Given exercise - Show all lines that include the string "screenshot"; copy each one.

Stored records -
=====
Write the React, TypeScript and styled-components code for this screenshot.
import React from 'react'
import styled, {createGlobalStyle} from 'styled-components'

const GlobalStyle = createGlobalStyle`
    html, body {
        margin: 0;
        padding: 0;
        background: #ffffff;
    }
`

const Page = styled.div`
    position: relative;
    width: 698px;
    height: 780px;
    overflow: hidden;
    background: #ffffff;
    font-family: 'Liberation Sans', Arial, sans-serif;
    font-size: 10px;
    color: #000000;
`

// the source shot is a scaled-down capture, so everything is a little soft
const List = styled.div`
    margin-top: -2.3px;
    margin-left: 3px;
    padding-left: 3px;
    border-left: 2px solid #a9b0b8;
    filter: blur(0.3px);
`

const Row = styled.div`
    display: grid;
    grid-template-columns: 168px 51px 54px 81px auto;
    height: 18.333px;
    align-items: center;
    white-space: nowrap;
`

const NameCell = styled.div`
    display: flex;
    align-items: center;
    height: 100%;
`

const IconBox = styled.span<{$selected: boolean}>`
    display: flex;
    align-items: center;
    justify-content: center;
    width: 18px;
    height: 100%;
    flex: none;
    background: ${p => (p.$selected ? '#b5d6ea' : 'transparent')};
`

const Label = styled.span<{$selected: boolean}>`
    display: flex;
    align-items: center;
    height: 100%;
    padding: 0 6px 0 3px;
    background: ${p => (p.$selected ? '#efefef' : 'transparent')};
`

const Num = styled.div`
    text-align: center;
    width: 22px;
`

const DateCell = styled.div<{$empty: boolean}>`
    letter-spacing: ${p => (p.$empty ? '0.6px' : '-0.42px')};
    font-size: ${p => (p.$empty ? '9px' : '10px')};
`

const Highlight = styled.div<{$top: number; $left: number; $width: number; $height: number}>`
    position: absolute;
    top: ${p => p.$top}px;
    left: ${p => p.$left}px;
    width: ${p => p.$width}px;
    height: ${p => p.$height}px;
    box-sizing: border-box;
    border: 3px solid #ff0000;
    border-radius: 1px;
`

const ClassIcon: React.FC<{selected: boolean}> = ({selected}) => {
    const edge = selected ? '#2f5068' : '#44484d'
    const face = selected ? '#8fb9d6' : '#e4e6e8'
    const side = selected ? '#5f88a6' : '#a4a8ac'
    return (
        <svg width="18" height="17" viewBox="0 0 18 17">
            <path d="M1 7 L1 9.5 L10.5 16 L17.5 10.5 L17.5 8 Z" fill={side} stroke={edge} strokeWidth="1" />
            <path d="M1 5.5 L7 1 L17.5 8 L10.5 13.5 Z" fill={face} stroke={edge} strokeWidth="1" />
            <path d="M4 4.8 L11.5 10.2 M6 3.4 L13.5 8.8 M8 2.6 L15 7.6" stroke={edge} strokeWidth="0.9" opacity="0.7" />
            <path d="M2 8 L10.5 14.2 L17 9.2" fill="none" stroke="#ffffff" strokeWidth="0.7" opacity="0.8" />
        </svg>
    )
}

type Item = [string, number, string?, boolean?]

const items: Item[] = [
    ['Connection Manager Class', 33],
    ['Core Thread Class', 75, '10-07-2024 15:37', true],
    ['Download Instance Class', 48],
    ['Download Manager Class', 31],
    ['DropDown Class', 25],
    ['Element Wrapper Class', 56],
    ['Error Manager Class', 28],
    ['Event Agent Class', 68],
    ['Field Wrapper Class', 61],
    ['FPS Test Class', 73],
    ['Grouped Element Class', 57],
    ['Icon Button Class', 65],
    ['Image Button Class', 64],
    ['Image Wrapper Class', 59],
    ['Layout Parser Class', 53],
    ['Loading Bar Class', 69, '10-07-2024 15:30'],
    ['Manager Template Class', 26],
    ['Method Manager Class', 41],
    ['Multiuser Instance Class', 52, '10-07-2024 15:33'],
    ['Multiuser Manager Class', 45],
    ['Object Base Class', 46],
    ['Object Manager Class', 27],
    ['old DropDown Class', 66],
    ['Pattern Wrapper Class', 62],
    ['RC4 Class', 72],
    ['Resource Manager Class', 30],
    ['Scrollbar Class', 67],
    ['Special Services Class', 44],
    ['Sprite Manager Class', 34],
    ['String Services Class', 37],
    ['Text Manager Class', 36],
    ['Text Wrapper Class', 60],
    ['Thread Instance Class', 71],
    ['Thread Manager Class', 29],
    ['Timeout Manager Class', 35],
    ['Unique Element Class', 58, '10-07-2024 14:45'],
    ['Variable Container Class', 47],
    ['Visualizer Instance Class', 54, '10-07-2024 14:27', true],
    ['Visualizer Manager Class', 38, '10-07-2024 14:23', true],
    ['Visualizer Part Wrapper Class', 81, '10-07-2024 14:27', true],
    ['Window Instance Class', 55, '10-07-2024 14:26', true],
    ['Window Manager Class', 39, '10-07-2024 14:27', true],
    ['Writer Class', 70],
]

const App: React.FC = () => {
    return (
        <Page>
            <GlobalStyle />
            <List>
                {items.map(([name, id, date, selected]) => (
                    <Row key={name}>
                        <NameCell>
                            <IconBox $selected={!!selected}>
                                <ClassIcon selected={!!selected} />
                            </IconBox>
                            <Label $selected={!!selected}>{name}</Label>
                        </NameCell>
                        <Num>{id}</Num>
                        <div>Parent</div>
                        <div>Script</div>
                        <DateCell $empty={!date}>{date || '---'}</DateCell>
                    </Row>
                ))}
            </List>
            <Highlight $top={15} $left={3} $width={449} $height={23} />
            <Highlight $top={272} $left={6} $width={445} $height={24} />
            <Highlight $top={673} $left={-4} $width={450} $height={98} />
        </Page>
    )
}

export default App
=====
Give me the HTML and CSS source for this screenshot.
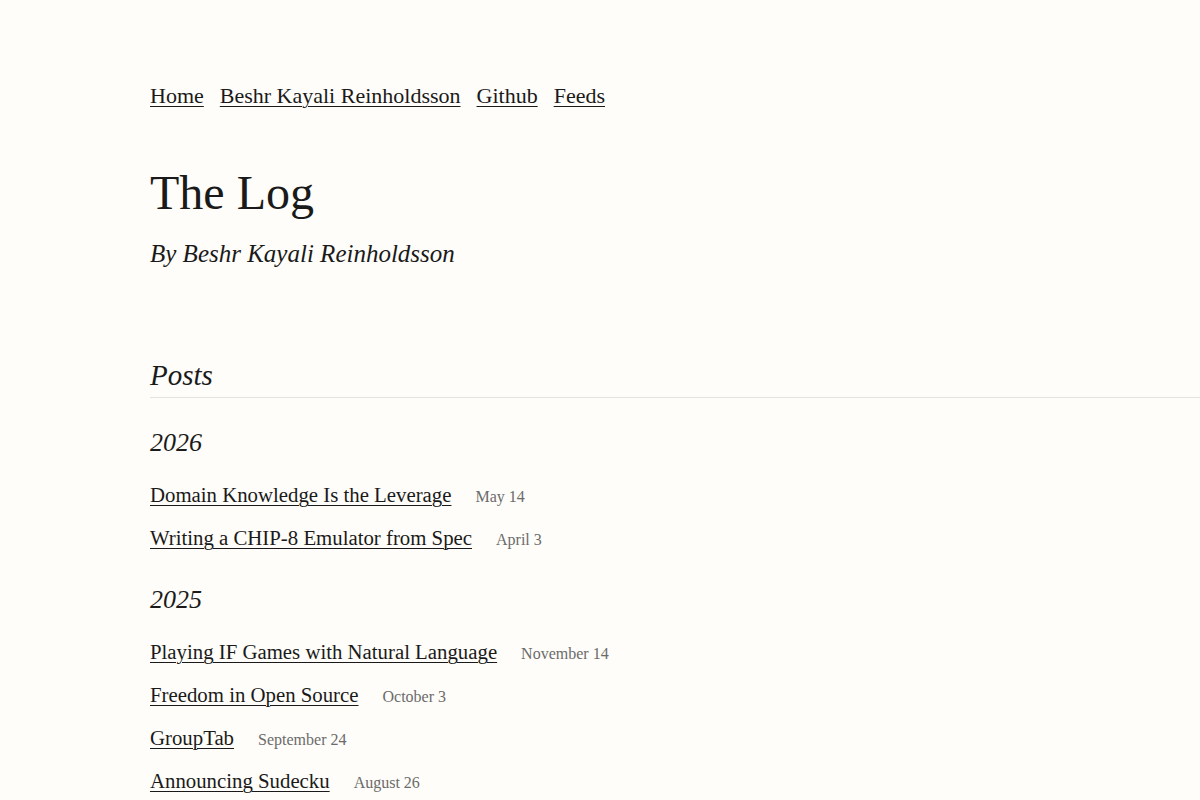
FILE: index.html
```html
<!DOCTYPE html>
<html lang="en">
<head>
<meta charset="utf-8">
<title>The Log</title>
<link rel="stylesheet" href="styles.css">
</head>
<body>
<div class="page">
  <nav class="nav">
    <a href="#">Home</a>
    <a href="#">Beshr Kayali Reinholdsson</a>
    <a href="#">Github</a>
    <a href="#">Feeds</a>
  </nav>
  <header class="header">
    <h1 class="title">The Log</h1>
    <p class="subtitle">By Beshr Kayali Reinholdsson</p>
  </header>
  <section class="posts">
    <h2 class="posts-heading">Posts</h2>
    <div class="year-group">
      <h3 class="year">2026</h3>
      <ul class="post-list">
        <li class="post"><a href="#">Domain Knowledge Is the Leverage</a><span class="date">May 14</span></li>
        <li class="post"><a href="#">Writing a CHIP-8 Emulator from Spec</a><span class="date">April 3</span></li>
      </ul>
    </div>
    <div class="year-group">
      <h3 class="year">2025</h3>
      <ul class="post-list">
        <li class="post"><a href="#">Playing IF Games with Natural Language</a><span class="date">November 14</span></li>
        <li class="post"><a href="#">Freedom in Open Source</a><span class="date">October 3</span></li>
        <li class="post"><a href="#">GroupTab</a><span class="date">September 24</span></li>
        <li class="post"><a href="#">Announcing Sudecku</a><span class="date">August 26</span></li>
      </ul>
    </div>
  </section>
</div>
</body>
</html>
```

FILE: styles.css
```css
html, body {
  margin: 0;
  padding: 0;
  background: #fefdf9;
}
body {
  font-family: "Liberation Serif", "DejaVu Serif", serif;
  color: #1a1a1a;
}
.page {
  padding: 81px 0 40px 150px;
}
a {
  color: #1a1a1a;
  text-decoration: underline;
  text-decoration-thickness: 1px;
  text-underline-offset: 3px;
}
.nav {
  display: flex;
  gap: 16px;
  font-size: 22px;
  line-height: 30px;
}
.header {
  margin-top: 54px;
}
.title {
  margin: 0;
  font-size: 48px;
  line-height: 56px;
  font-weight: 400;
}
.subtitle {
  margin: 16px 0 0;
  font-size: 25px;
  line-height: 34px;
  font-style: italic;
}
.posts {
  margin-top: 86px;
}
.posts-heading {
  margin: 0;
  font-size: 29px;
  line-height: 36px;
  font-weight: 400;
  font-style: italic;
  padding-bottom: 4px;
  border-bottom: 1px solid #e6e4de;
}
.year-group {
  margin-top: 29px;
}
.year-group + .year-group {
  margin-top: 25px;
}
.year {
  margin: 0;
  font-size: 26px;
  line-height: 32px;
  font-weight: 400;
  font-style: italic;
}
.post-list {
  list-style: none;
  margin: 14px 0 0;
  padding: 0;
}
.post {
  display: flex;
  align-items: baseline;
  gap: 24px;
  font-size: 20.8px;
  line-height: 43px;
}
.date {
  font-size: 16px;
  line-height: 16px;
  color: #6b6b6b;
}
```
=====
Completed task -
Write the React, TypeScript and styled-components code for this screenshot.
Give me the HTML and CSS source for this screenshot.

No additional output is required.